Mentre i mass-media internazionali – alla perenne ricerca di scoop e notizie sensazionali – soffiano sul fuoco, c’è il rischio che si perda di vista il punto centrale della questione, che invece è ben chiaro a studiosi e analisti, come dimostrano i tanti articoli usciti sulle più prestigiose riviste specializzate del mondo all’indomani delle dimissioni dell’ex presidente Nazarbayev.

Il ruolo dell’Europa, tra Mosca e Pechino
Il Kazakhstan sta affrontando un percorso. Per chi è nato e cresciuto in una democrazia matura può sembrare un processo contraddittorio e incomprensibilmente lento ma non bisogna dimenticare che gli esempi più riusciti di democratizzazione si sono dispiegati su orizzonti generazionali.

D’altra parte, l’humus sociale è probabilmente uno dei più favorevoli al mondo ma il contesto regionale è deprimente: il Paese più democratico con cui confina il Kazakhstan è la Russia.

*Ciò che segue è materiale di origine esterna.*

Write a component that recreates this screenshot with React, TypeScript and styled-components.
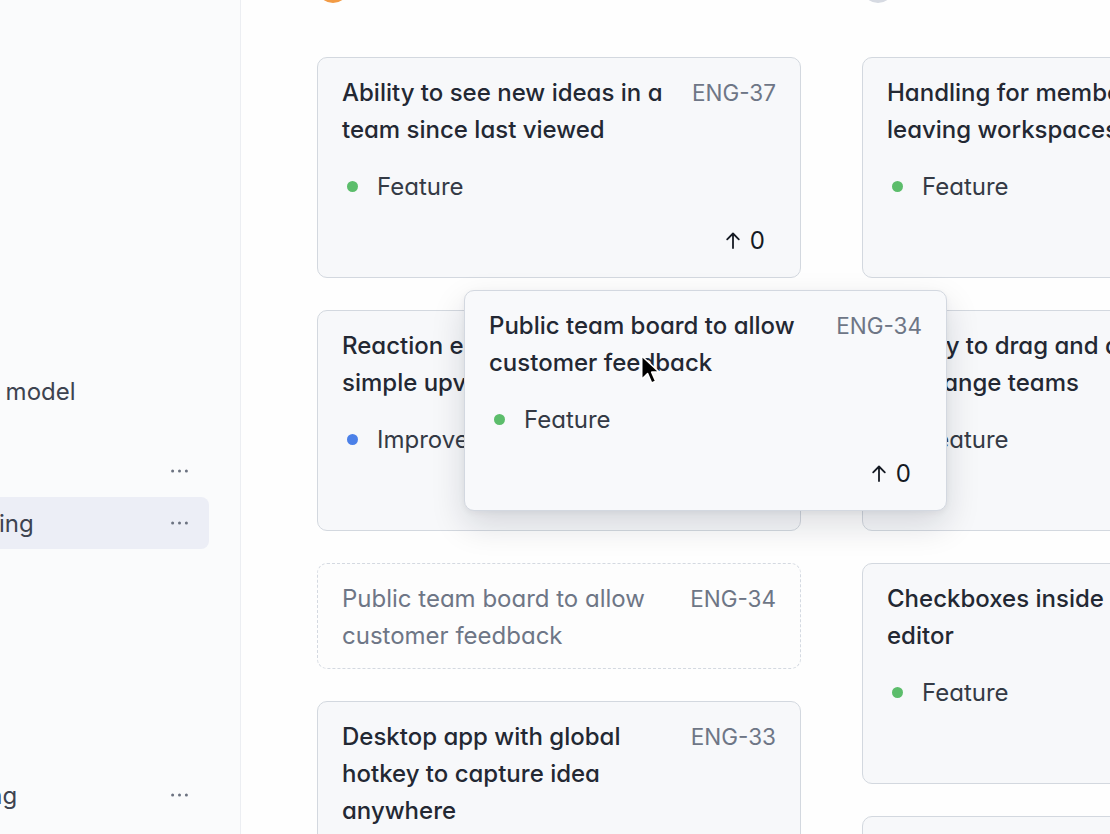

Proprio per questo motivo l’Occidente, e in particolare l’Unione europea – al momento l’unico grande blocco politico che continua a confidare nel soft power – non devono commettere l’errore di chiudere la porta in faccia al Kazakhstan. Non sarebbe solamente una reazione sprezzante ma anche poco lungimirante, dato che consegnerebbe il Paese alla sfera d’influenza di Mosca o di Pechino.

L’Ue deve, perciò, continuare a supportare la transizione democratica in Kazakhstan, senza sconti ma anche senza isterismi. Nell’interesse della popolazione kazaka ma anche di quella europea, che ha smarrito da tempo il senso di cosa ci stia a fare l’Europa nel mondo. Le istituzioni europee hanno bisogno anche di sfide come questa per riqualificarsi agli occhi dell’opinione pubblica internazionale.